Back at Orono, I attended the 4:30 p.m. panel "All Middle": Tom Raworth and Ted Greenwald, where Kit Robinson talked about (and read from the work of) Ted Greenwald, and Keith Tuma talked about Tom Raworth's Writing. These were two perfect matches. Like Clark Coolidge and Bernadette Mayer, Greenwald and Robinson fit within both New York School and Language Poetry parameters, although I don't believe that Kit has ever been speciifcally associated with the New York School; come to think of it, I'm not sure that Ted has, either. Of course, the key is disjunctiveness, maybe less obviously so in Greenwald; and both poets have tremendous wit that runs the range from disarming to fierce. Kit's talk about Ted's world was more than a reading, it was a kind of personal recognition of value; it brought to mind the focus of meditation in the first volume of The Grand Piano, the collaborate memoir by ten poets associated with San Francisco: love. Tom Orange has posted this video clip of Robinson reading from Ted Greenwald's You Bet. I just wished that Ted had been there to read some of Kit's work.
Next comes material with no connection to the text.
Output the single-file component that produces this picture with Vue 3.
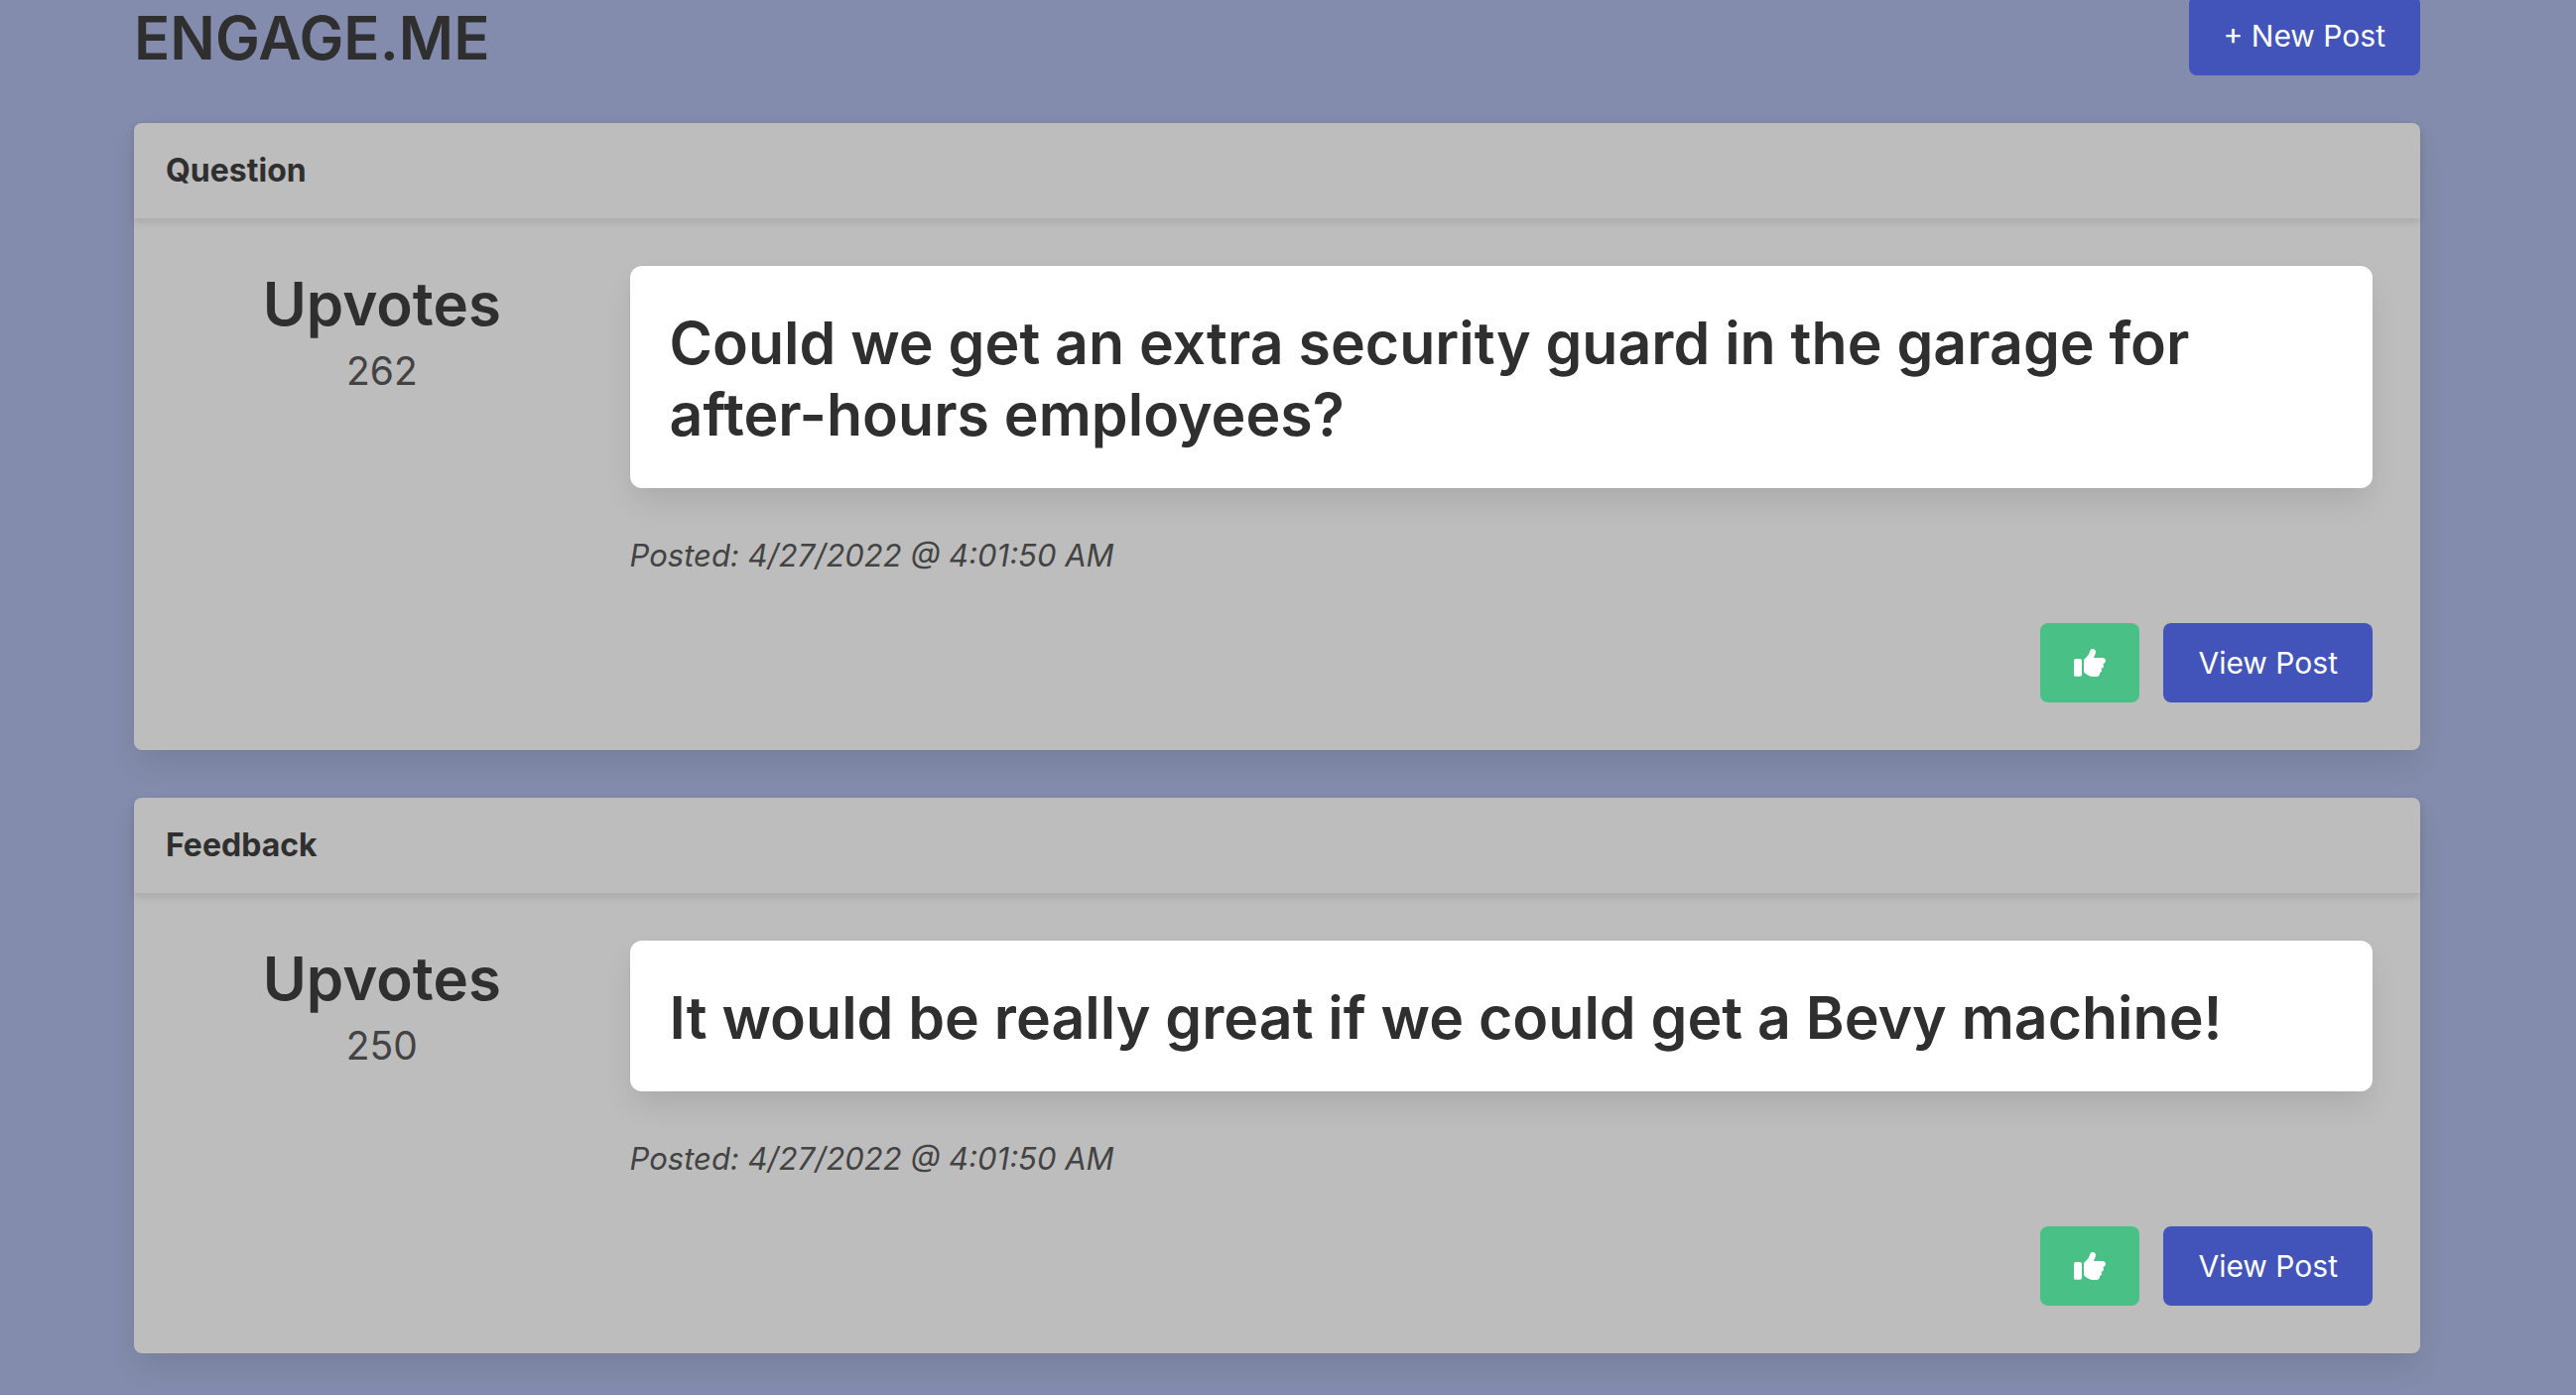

Keith Tuma and Kit Robinson
(+ Clark Coolidge right)
photograph by Diane Tuma

Anyone with more than a passing familarity with Tom Raworth's work would be familiar with Keith Tuma's attention to it. Just google his name and it will lead you to various examples of this, or, better still, read his "Collaborating with 'Dark Senses' " in Removed for Further Study: The Poetry of Tom Raworth, edited by Nate Dorward. Tuma's talk was a good complement to Robinson's: intimate, contemplative, and open rather than instructive, regarding Raworth's Writing. It was possible to sense in Tuma's approach a correlative to Tom's plain refusal to make himself the subject of his work, as respondent at this panel. As noted above, Tuma and Raworth was a perfect match. What Tuma's presentation gave me was a sense of possibility, a generous investigation of Writing as a text that resisted contexualization, but invited reading.

Where could one go from here? Exhausted and energized at the same time, I went to the 4:30 plenary panel, Queering the 70's, to hear Dodie Bellamy ("The Feminist Writers' Guild"), Kevin Killian ("John Wieners' Transvestite Passion") and Eileen Myles ("Queerness, Perforamance and Prose").

Eileen Myles
at the Queering the '70s reading
photograph by Tom Orange

These three were amazingly, fully present. Each one of them was courageous in their presentation, displaying a degree of humanity that obliterated any division between self and text, celebrating the moment and its context, totally giving. Dodie Bellamy provided what was for me the most telling line of the conference, "Back then we answered each other's telephones," (fairly accurate paraphrase). It underlined the difference between then and now, between the community of the 1970s, when poets enjoyed the luxury of greater connection with each other and with some kind of meaningful struggle, and the 2000's, when such connections must overcome increasing isolation exemplified by the cell phone. All three brought passion and humor to their recitations of history, and they made it clear why we were all there at Orono. It was a magnificent performance.

The last event I attended was the 8:00 p.m. plenary poetry reading at Minsky Recital Hall. No one has more gravitas than Tom Raworth. No one is more admired and respected. No one is more intense as a reader. No one has sharper wit or greater social relevance. His reading of Writing was really pretty good. Yes it was. Writing would have to be on any list of brilliantworks of the 1970s, and this might have been its definitive reading.

Tom Raworth
photograph by Tom Orange

There was so much at the Orono conference that I missed and wished I hadn't: just in terms of my DC compatriots, Barry Alpert's presentation on his legendary magazine, Vort, Chris Nealon's presentation on John Ashbery, and Kaplan Harris on "The Small Press Traffic School of Dissimulation." I missed readings by Fred Wah, Dodie Bellamy, Kevin Killian, Eileen Myles, Jayne Cortez, Ann Lauterbach, Nicole Brossard, and Rae Armantrout. And so much more. Browsing through the Poetry of the 1970s program, I was so sorry to have missed so much.
But that was a tribute to the value of the conference. To paraphrase dialogue from the end of a less than spectacular Howard Hawks movie, when one character asked another if he thought history would remember something, another replied, "I know I'll never forget it."